● Instructions to follow:
Return precisely the span of lines from the top of the material below to the line containing "const filter = ref('id_reg_inst')", both included. Pictures are excluded.

● Material:
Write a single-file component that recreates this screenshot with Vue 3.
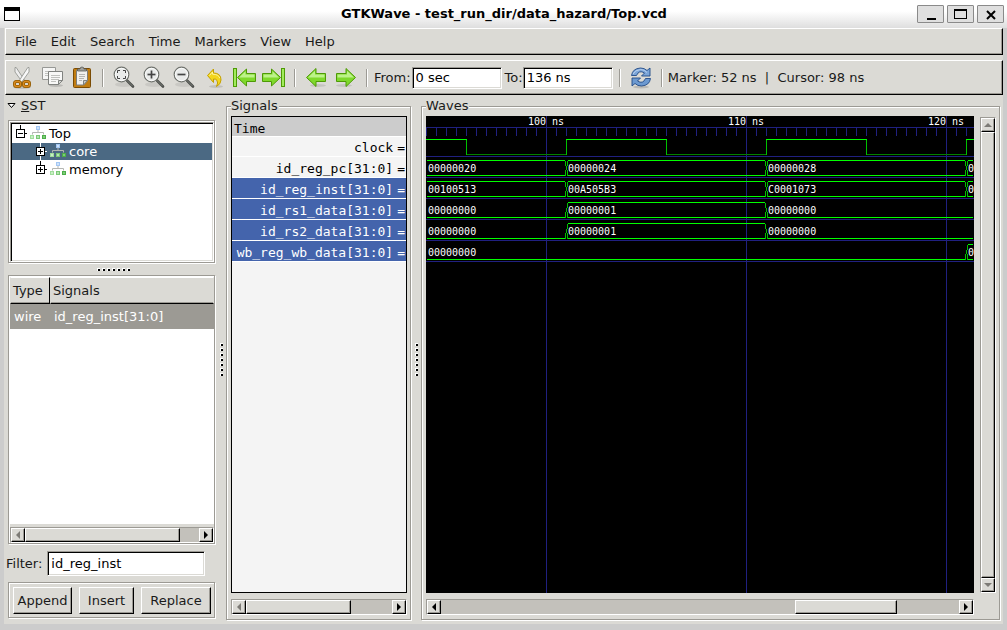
<script setup>
import { ref } from 'vue'

const menus = ['File', 'Edit', 'Search', 'Time', 'Markers', 'View', 'Help']
const from = ref('0 sec')
const to = ref('136 ns')
const filter = ref('id_reg_inst')

const signals = [
  { name: 'clock', selected: false },
  { name: 'id_reg_pc[31:0]', selected: false },
  { name: 'id_reg_inst[31:0]', selected: true },
  { name: 'id_rs1_data[31:0]', selected: true },
  { name: 'id_rs2_data[31:0]', selected: true },
  { name: 'wb_reg_wb_data[31:0]', selected: true }
]

const END = 547
const buses = [
  [[0, '00000020'], [140, '00000024'], [340, '00000028'], [540, '0']],
  [[0, '00100513'], [140, '00A505B3'], [340, 'C0001073'], [540, '0']],
  [[0, '00000000'], [140, '00000001'], [340, '00000000']],
  [[0, '00000000'], [140, '00000001'], [340, '00000000']],
  [[0, '00000000'], [540, '0', true]]
]

const isHigh = (seg) => Boolean(seg[2]) || seg[1] !== '00000000'

const rows = buses.map((segs, i) => {
  const top = 44.5 + i * 21
  const bottom = top + 15
  const mid = top + 7.5
  let rails = ''
  let cross = ''
  segs.forEach((seg, k) => {
    const start = k === 0 ? 1 : seg[0] + 2
    const end = k + 1 < segs.length ? segs[k + 1][0] - 1 : END
    rails += `M${start} ${bottom}H${end}`
    if (isHigh(seg)) rails += `M${start} ${top}H${end}`
    if (k > 0) {
      const x = seg[0] + 0.5
      cross += `M${x - 1} ${bottom}V${bottom - 4}L${x} ${mid}L${x + 1} ${bottom - 4}V${bottom}`
      if (isHigh(segs[k - 1])) cross += `M${x - 1} ${top}V${top + 4}L${x} ${mid}`
      if (isHigh(seg)) cross += `M${x + 1} ${top}V${top + 4}L${x} ${mid}`
    }
  })
  return { rails, cross, segs, baseline: 56 + i * 21 }
})

const ticks = Array.from({ length: 200 }, (_, i) => `M${i * 10 + 0.5} 11V20`).join('')
const gridRows = [40, 61, 82, 103, 124, 145]
const times = [[120, '100 ns'], [320, '110 ns'], [520, '120 ns']]

const listThumb = { width: '89%' }
const signalThumb = { width: '72%' }
const waveThumb = { marginLeft: '68.3%', width: '19.7%' }
</script>

<template>
  <div class="window">
    <header class="titlebar">
      <span class="app-icon"></span>
      <h1>GTKWave - test_run_dir/data_hazard/Top.vcd</h1>
      <div class="win-buttons">
        <button aria-label="Minimize"><svg width="14" height="14"><path d="M3 11h9v2H3z" /></svg></button>
        <button aria-label="Maximize"><svg width="14" height="14"><path d="M0 2h13v10H0zM1 4v7h11V4z" fill-rule="evenodd" /></svg></button>
        <button aria-label="Close"><svg width="14" height="14"><path d="M3 4l8 8M11 4l-8 8" stroke="#000" stroke-width="2" /></svg></button>
      </div>
    </header>

    <div class="client">
      <nav class="bar menubar">
        <button v-for="m in menus" :key="m">{{ m }}</button>
      </nav>

      <div class="bar toolbar">
        <button class="tool" aria-label="Cut">
          <svg width="24" height="24" viewBox="0 0 24 24">
            <ellipse cx="12" cy="21" rx="9" ry="2" fill="#000" opacity=".1" />
            <path d="M5 1.500h1.200l8.800 13.500-2 2L5 6z" fill="#eee" stroke="#8c8e89" stroke-width=".8" />
            <path d="M19 1.500h-1.200l-8.800 13.500 2 2L19 6z" fill="#f8f8f8" stroke="#8c8e89" stroke-width=".8" />
            <rect x="4.500" y="15.500" width="6" height="5" rx="2" fill="none" stroke="#8f5902" stroke-width="3" />
            <rect x="4.500" y="15.500" width="6" height="5" rx="2" fill="none" stroke="#d98a1e" stroke-width="1.400" />
            <rect x="13.500" y="15.500" width="6" height="5" rx="2" fill="none" stroke="#8f5902" stroke-width="3" />
            <rect x="13.500" y="15.500" width="6" height="5" rx="2" fill="none" stroke="#d98a1e" stroke-width="1.400" />
          </svg>
        </button>
        <button class="tool" aria-label="Copy">
          <svg width="24" height="24" viewBox="0 0 24 24">
            <path d="M2.500 1.500h13v13h-2l-3-1h-8z" fill="#f6f6f5" stroke="#979895" />
            <path d="M5 5.500h8M5 7.500h4M5 9.500h4" stroke="#c0c1be" />
            <ellipse cx="16" cy="19.500" rx="7" ry="1.500" fill="#000" opacity=".15" />
            <path d="M8.500 5.500h14v9l-4 4h-10z" fill="#f8f8f7" stroke="#80827f" />
            <path d="M11 9.500h9M11 11.500h9M11 13.500h8M11 15.500h5" stroke="#c0c1be" />
            <path d="M22.500 14.500h-4v4z" fill="#d5d6d3" stroke="#80827f" />
          </svg>
        </button>
        <button class="tool" aria-label="Paste">
          <svg width="24" height="24" viewBox="0 0 24 24">
            <rect x="3.500" y="2.500" width="17" height="19" rx="1" fill="#c17d11" stroke="#7a4b04" />
            <path d="M6.500 4.500h11v10l-4 4.500h-7z" fill="#f0f0ee" stroke="#7c7d7a" />
            <path d="M9 8.500h6M9 10.500h6M9 12.500h5M9 14.500h3" stroke="#b4b5b2" />
            <path d="M17.500 14.500h-4v4.500z" fill="#c9cac7" stroke="#80827f" />
            <path d="M7.500 5v-2h2.500q0-2 2-2t2 2h2.500v2z" fill="#a0a19e" stroke="#595a57" stroke-width=".8" />
          </svg>
        </button>
        <span class="sep"></span>
        <button v-for="z in ['Fit', 'In', 'Out']" :key="z" class="tool" :aria-label="'Zoom ' + z">
          <svg width="24" height="24" viewBox="0 0 24 24">
            <ellipse cx="12" cy="18.500" rx="9" ry="2.500" fill="#000" opacity=".08" />
            <path d="M15 14.500l6 6" stroke="#4a4c49" stroke-width="2.600" stroke-linecap="round" />
            <path d="M15 14.500l5.500 5.500" stroke="#8d908b" stroke-width=".8" stroke-linecap="round" />
            <circle cx="9.500" cy="8.500" r="7.300" fill="#e9ebea" stroke="#70736e" stroke-width="1.200" />
            <circle cx="9.500" cy="8.500" r="6.200" fill="none" stroke="#fff" stroke-width=".8" />
            <path v-if="z === 'Fit'" d="M5.500 7v-2.500h2.500M11 4.500h2.500v2.500M5.500 10v2.500h2.500M11 12.500h2.500v-2.500" fill="none" stroke="#444" />
            <path v-else d="M5.500 8.500h8" stroke="#444" stroke-width="1.700" />
            <path v-if="z === 'In'" d="M9.500 4.500v8" stroke="#444" stroke-width="1.700" />
          </svg>
        </button>
        <button class="tool" aria-label="Zoom undo">
          <svg width="24" height="24" viewBox="0 0 24 24">
            <ellipse cx="14" cy="20.500" rx="7" ry="1.500" fill="#000" opacity=".12" />
            <path d="M5.500 9.500l6-6.500v4q7.500 0 7.500 7 0 4-4.500 6.500 2-4 .5-6-1-1.800-3.500-1.500v3.500z" fill="#f3d61c" stroke="#c4a000" stroke-linejoin="round" />
            <path d="M7.500 9.500l3-3.500v2.200q6 0 7.300 4" fill="none" stroke="#fdf3a0" />
          </svg>
        </button>
        <button class="tool" aria-label="Zoom to start">
          <svg width="24" height="24" viewBox="0 0 24 24">
            <rect x="1.500" y="2.500" width="3" height="18" fill="#a0ec5c" stroke="#4e9a06" />
            <path d="M5.500 11.500l9-8.500v4.500h9v8h-9v4.500z" fill="#7fd92c" stroke="#4e9a06" stroke-linejoin="round" />
            <path d="M7 11.500l6.500-6.200v3.200h9v3z" fill="#bdf28a" />
          </svg>
        </button>
        <button class="tool" aria-label="Zoom to end">
          <svg width="24" height="24" viewBox="0 0 24 24">
            <rect x="19.500" y="2.500" width="3" height="18" fill="#a0ec5c" stroke="#4e9a06" />
            <path d="M18.500 11.500l-9-8.500v4.500h-9v8h9v4.500z" fill="#7fd92c" stroke="#4e9a06" stroke-linejoin="round" />
            <path d="M17 11.500l-6.500-6.200v3.200h-9v3z" fill="#bdf28a" />
          </svg>
        </button>
        <span class="sep"></span>
        <button class="tool" aria-label="Previous edge">
          <svg width="24" height="24" viewBox="0 0 24 24">
            <ellipse cx="14" cy="19.500" rx="8" ry="1.500" fill="#000" opacity=".1" />
            <path d="M2.500 11.500l9.500-9v5h9.500v8H12v5z" fill="#7fd92c" stroke="#4e9a06" stroke-linejoin="round" />
            <path d="M4 11.500l7-6.700v3.700h9.500v3z" fill="#bdf28a" />
          </svg>
        </button>
        <button class="tool" aria-label="Next edge">
          <svg width="24" height="24" viewBox="0 0 24 24">
            <ellipse cx="10" cy="19.500" rx="8" ry="1.500" fill="#000" opacity=".1" />
            <path d="M21.500 11.500l-9.500-9v5H2.500v8H12v5z" fill="#7fd92c" stroke="#4e9a06" stroke-linejoin="round" />
            <path d="M20 11.500l-7-6.700v3.700H3.500v3z" fill="#bdf28a" />
          </svg>
        </button>
        <span class="sep"></span>
        <label for="from" class="from">From:</label>
        <input id="from" v-model="from" class="sunken time-input" type="text" />
        <label for="to" class="to">To:</label>
        <input id="to" v-model="to" class="sunken time-input" type="text" />
        <span class="sep"></span>
        <button class="tool" aria-label="Reload">
          <svg width="24" height="24" viewBox="0 0 24 24">
            <ellipse cx="12" cy="21" rx="8" ry="1.500" fill="#000" opacity=".15" />
            <path d="M2.500 9.500q1-7 9-7.500 4 0 6.500 2.500l3-2.500v8h-8.500l3-3q-5.500-3.500-8 2.500z" fill="#7ba5d8" stroke="#204a87" stroke-width=".9" />
            <path d="M21.500 12.500q-1 7-9 7.500-4 0-6.500-2.500l-3 2.500v-8h8.500l-3 3q5.500 3.500 8-2.500z" fill="#6c99d0" stroke="#204a87" stroke-width=".9" />
            <path d="M4 8q2-4 7.500-4.500 4 0 6.500 3" fill="none" stroke="#b7cfee" />
          </svg>
        </button>
        <span class="sep"></span>
        <span class="status">Marker: 52 ns&nbsp; |&nbsp; Cursor: 98 ns</span>
      </div>

      <main>
        <aside>
          <button class="expander">
            <svg width="9" height="6"><path d="M1 .5h7l-3.500 4z" fill="#fff" stroke="#000" /></svg>
            <span><u>S</u>ST</span>
          </button>
          <div class="frame tree-frame">
            <ul class="sunken tree">
              <li v-for="(n, i) in ['Top', 'core', 'memory']" :key="n" :class="{ child: i > 0, selected: i === 1 }">
                <svg class="box" width="12" height="17">
                  <path v-if="i === 0" d="M4.500 0v5" stroke="#000" />
                  <path v-if="i > 0" d="M4.500 0v4" :stroke="i === 1 ? '#fff' : '#000'" />
                  <path v-if="i === 1" d="M4.500 13v4" stroke="#fff" />
                  <rect x=".5" y="4.500" width="8" height="8" fill="#fff" stroke="#000" />
                  <path d="M2 8.500h5" stroke="#000" />
                  <path d="M9 8.500h2" :stroke="i === 1 ? '#fff' : '#000'" />
                  <path v-if="i > 0" d="M4.500 6v5" stroke="#000" />
                </svg>
                <svg class="hier" width="16" height="15">
                  <path d="M8 4v3M2.500 8.500V6.500h11v2" fill="none" stroke="#b4b6b2" />
                  <rect x="6" y="0" width="4" height="4" fill="#a3c7f3" />
                  <rect x="7" y="1" width="2" height="2" fill="#cfe2fa" />
                  <rect x="0" y="9" width="4" height="4" fill="#a0dd9b" />
                  <rect x="1" y="10" width="2" height="2" fill="#c9efc6" />
                  <rect x="6" y="9" width="4" height="4" fill="#7cc877" />
                  <rect x="7" y="10" width="2" height="2" fill="#b4e4b0" />
                  <rect x="12" y="9" width="4" height="4" fill="#4cae48" />
                  <rect x="13" y="10" width="2" height="2" fill="#7ccc77" />
                </svg>
                <span>{{ n }}</span>
              </li>
            </ul>
          </div>
          <div class="grip across"><i v-for="d in 7" :key="d"></i></div>
          <div class="frame list-frame">
            <div class="list">
              <table>
                <thead><tr><th class="type">Type</th><th>Signals</th></tr></thead>
                <tbody><tr><td>wire</td><td>id_reg_inst[31:0]</td></tr></tbody>
              </table>
            </div>
            <div class="scroll">
              <button class="raised arrow off" aria-label="Scroll left"><svg width="6" height="8"><path d="M5 0v8L1 4z" /></svg></button>
              <div class="track"><div class="raised thumb" :style="listThumb"></div></div>
              <button class="raised arrow" aria-label="Scroll right"><svg width="6" height="8"><path d="M1 0v8l4-4z" /></svg></button>
            </div>
          </div>
          <div class="filter">
            <label for="filter">Filter:</label>
            <input id="filter" v-model="filter" class="sunken" type="text" />
          </div>
          <div class="frame actions">
            <button class="raised">Append</button>
            <button class="raised">Insert</button>
            <button class="raised">Replace</button>
          </div>
        </aside>

        <div class="grip down"><i v-for="d in 7" :key="d"></i></div>

        <fieldset class="signals">
          <legend>Signals</legend>
          <div class="names">
            <div class="time-head">Time</div>
            <div v-for="s in signals" :key="s.name" class="name" :class="{ selected: s.selected, first: s.name === 'clock' }">
              <span>{{ s.name }}</span><span class="eq">=</span>
            </div>
          </div>
          <div class="scroll">
            <button class="raised arrow off" aria-label="Scroll left"><svg width="6" height="8"><path d="M5 0v8L1 4z" /></svg></button>
            <div class="track"><div class="raised thumb" :style="signalThumb"></div></div>
            <button class="raised arrow" aria-label="Scroll right"><svg width="6" height="8"><path d="M1 0v8l4-4z" /></svg></button>
          </div>
        </fieldset>

        <div class="grip down narrow"><i v-for="d in 7" :key="d"></i></div>

        <fieldset class="waves">
          <legend>Waves</legend>
          <div class="wave-grid">
            <div class="canvas">
              <svg class="plot">
                <path :d="ticks" class="grid-line" />
                <line x1="0" x2="100%" y1="11.500" y2="11.500" class="grid-line" />
                <line v-for="y in gridRows" :key="y" x1="0" x2="100%" :y1="y + 0.5" :y2="y + 0.5" class="grid-line" />
                <line v-for="t in times" :key="t[0]" :x1="t[0] + 0.5" :x2="t[0] + 0.5" y1="0" y2="100%" class="grid-line" />
                <text v-for="t in times" :key="t[1]" :x="t[0] - 18" y="9">{{ t[1] }}</text>
                <path d="M40 38.500H140M240 38.500H340M440 38.500H540" stroke="#008000" />
                <path d="M40.500 23V39M140.500 23V39M240.500 23V39M340.500 23V39M440.500 23V39M540.500 23V39" stroke="#00c000" />
                <path d="M0 23.500H41M140 23.500H241M340 23.500H441M540 23.500H548" stroke="#00ff00" />
                <g v-for="(r, i) in rows" :key="i">
                  <path :d="r.rails" stroke="#00ff00" fill="none" />
                  <path :d="r.cross" stroke="#00c000" fill="none" />
                  <text v-for="s in r.segs" :key="s[0]" :x="s[0] + 2" :y="r.baseline">{{ s[1] }}</text>
                </g>
              </svg>
            </div>
            <div class="scroll vertical">
              <button class="raised arrow off" aria-label="Scroll up"><svg width="8" height="6"><path d="M0 5h8L4 1z" /></svg></button>
              <div class="raised thumb"></div>
              <button class="raised arrow off" aria-label="Scroll down"><svg width="8" height="6"><path d="M0 1h8L4 5z" /></svg></button>
            </div>
            <div class="scroll">
              <button class="raised arrow" aria-label="Scroll left"><svg width="6" height="8"><path d="M5 0v8L1 4z" /></svg></button>
              <div class="track"><div class="raised thumb" :style="waveThumb"></div></div>
              <button class="raised arrow" aria-label="Scroll right"><svg width="6" height="8"><path d="M1 0v8l4-4z" /></svg></button>
            </div>
          </div>
        </fieldset>
      </main>
    </div>
  </div>
</template>

<style>
body { margin: 0; }
</style>

<style scoped>
* { box-sizing: border-box; }
.window {
  display: flex;
  flex-direction: column;
  min-height: 100vh;
  background: #cccccc;
  color: #1a1a1a;
  font: 13px/21px "DejaVu Sans", sans-serif;
}
button, input {
  margin: 0;
  padding: 0;
  border: 0;
  border-radius: 0;
  background: none;
  color: inherit;
  font: inherit;
  outline: 0;
}
svg { display: block; flex: none; }

.titlebar {
  display: grid;
  grid-template-columns: 90px 1fr 90px;
  align-items: center;
  height: 28px;
  padding: 0 3px 1px 4px;
  background: linear-gradient(#fff 40%, #dedede);
}
.app-icon {
  width: 16px;
  height: 14px;
  border: 1px solid #000;
  border-top-width: 4px;
  background: #fff;
}
h1 {
  margin: 0;
  font-size: 13px;
  font-weight: bold;
  text-align: center;
  color: #000;
}
.win-buttons { display: flex; justify-content: flex-end; gap: 3px; }
.win-buttons button {
  display: grid;
  place-items: center;
  width: 27px;
  height: 18px;
  border: 1px solid #8a8a8a;
  border-radius: 1px;
  background: #dfdfdf;
}

.client {
  flex: 1;
  display: flex;
  flex-direction: column;
  margin: 0 4px 6px;
  background: #dbdad5;
}
.bar {
  display: flex;
  align-items: center;
  margin-left: 1px;
  border: 1px solid;
  border-color: #fff #000 #000 #fff;
  box-shadow: inset -1px -1px #9c9a94;
}
.menubar { height: 27px; margin-bottom: 5px; padding-left: 2px; }
.menubar button { padding: 0 7px; }
.toolbar { height: 35px; padding-left: 1px; }
.tool { display: grid; place-items: center; width: 30px; height: 30px; }
.sep {
  width: 2px;
  height: 18px;
  margin: 0 5px;
  border-left: 1px solid #9c9a94;
  background: #fff;
}
.toolbar label.from { margin: 0 1px; }
.toolbar label.to { margin-left: 3px; }
.sunken {
  border: 1px solid;
  border-color: #9c9a94 #fff #fff #9c9a94;
  background: #fff;
  box-shadow: inset 1px 1px #000, inset -1px -1px #dbdad5;
}
input.sunken { padding: 0 3px; color: #000; }
.time-input { width: 90px; height: 22px; }
.time-input + .sep { margin-left: 6px; }

main { flex: 1; display: flex; padding: 0 2px 4px; }
aside { flex: none; display: flex; flex-direction: column; width: 210px; padding-bottom: 1px; }
.expander { display: flex; align-items: center; gap: 5px; padding-left: 1px; margin-bottom: 4px; height: 21px; }
.frame {
  margin: 0 1px 1px 2px;
  padding: 1px 0 0 1px;
  border: 1px solid #9c9a94;
  box-shadow: 1px 1px #fff, inset 1px 1px #fff;
}
.tree-frame { height: 143px; }
.tree { height: 100%; margin: 0; padding: 2px 1px; list-style: none; color: #000; }
.tree li {
  display: flex;
  align-items: center;
  height: 18px;
  padding-left: 4px;
  border-bottom: 1px solid transparent;
  background-clip: padding-box;
}
.tree li.child { padding-left: 24px; }
.tree li.selected { background-color: #4b6983; color: #fff; }
.box { margin-right: 2px; }
.hier { margin-right: 3px; }

.grip { display: flex; align-items: center; justify-content: center; gap: 2px; }
.grip.across { height: 11px; padding-left: 5px; }
.grip.down { flex-direction: column; width: 10px; padding-top: 4px; }
.grip.narrow { width: 9px; }
.grip i {
  width: 3px;
  height: 3px;
  border: solid #fff;
  border-width: 1px 0 0 1px;
  background: #000;
}

.list-frame { flex: 1; display: flex; flex-direction: column; }
.list { flex: 1; margin-bottom: 3px; background: #fff; }
table { width: 100%; border-collapse: separate; border-spacing: 0; }
th {
  height: 27px;
  padding: 0 2px;
  border: 1px solid;
  border-color: #fff #dbdad5 #000 #dbdad5;
  background: #dbdad5;
  box-shadow: inset 0 -1px #9c9a94;
  font-weight: normal;
  text-align: left;
}
th.type { width: 40px; border-right-color: #000; }
td { height: 25px; padding: 0 4px; background: #9c9a94; color: #fff; }

.raised {
  border: 1px solid;
  border-color: #fff #000 #000 #fff;
  background: #dbdad5;
  box-shadow: inset -1px -1px #9c9a94;
}
.scroll {
  display: flex;
  height: 16px;
  border: 1px solid;
  border-color: #9c9a94 #fff #fff #9c9a94;
  background: #c3c1bb;
}
.track { flex: 1; display: flex; }
.arrow { display: grid; place-items: center; flex: none; width: 14px; height: 14px; fill: #000; }
.arrow.off { fill: #7d7b76; }
.vertical { flex-direction: column; height: auto; margin-top: 1px; }
.vertical .thumb { flex: 1; }

.filter { display: flex; align-items: center; gap: 5px; height: 37px; }
.filter input { width: 158px; height: 25px; }
.actions { display: grid; grid-template-columns: 59fr 55fr 70fr; gap: 7px; padding: 4px 3px 4px 4px; height: 36px; }
.actions .raised { height: 27px; }

fieldset {
  display: flex;
  flex-direction: column;
  min-width: 0;
  margin: 0 1px 0 0;
  padding: 0 3px 4px 4px;
  border: 1px solid #9c9a94;
  box-shadow: 1px 1px #fff, inset 1px 1px #fff;
}
legend { margin: 0 0 -2px; padding: 0 1px 2px 0; background: #dbdad5; }
.signals { flex: none; width: 185px; }
.waves { flex: 1; }
.names {
  flex: 1;
  margin-bottom: 6px;
  border: 1px solid #000;
  background: #f4f4f4;
  color: #000;
  font-family: "DejaVu Sans Mono", monospace;
}
.time-head { height: 20px; padding: 1px 2px; border-bottom: 1px solid #fff; background: #cccccc; }
.name {
  display: flex;
  justify-content: flex-end;
  gap: 4px;
  height: 21px;
  padding: 1px 1px 0 0;
  border-bottom: 1px solid #fff;
  white-space: nowrap;
}
.name.first { height: 20px; padding-top: 0; }
.name.selected { background: #4464ac; color: #fff; }
.wave-grid {
  flex: 1;
  display: grid;
  grid-template: 1fr 16px / 1fr 16px;
  gap: 6px;
}
.canvas { display: grid; min-width: 0; background: #000; overflow: hidden; }
.plot { width: 100%; height: 100%; }
.plot text { fill: #fff; font: 10px "DejaVu Sans Mono", monospace; }
.plot path, .plot line { shape-rendering: crispEdges; }
.plot .grid-line { stroke: #202080; }
</style>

● Task answer:
Write a single-file component that recreates this screenshot with Vue 3.
<script setup>
import { ref } from 'vue'

const menus = ['File', 'Edit', 'Search', 'Time', 'Markers', 'View', 'Help']
const from = ref('0 sec')
const to = ref('136 ns')
const filter = ref('id_reg_inst')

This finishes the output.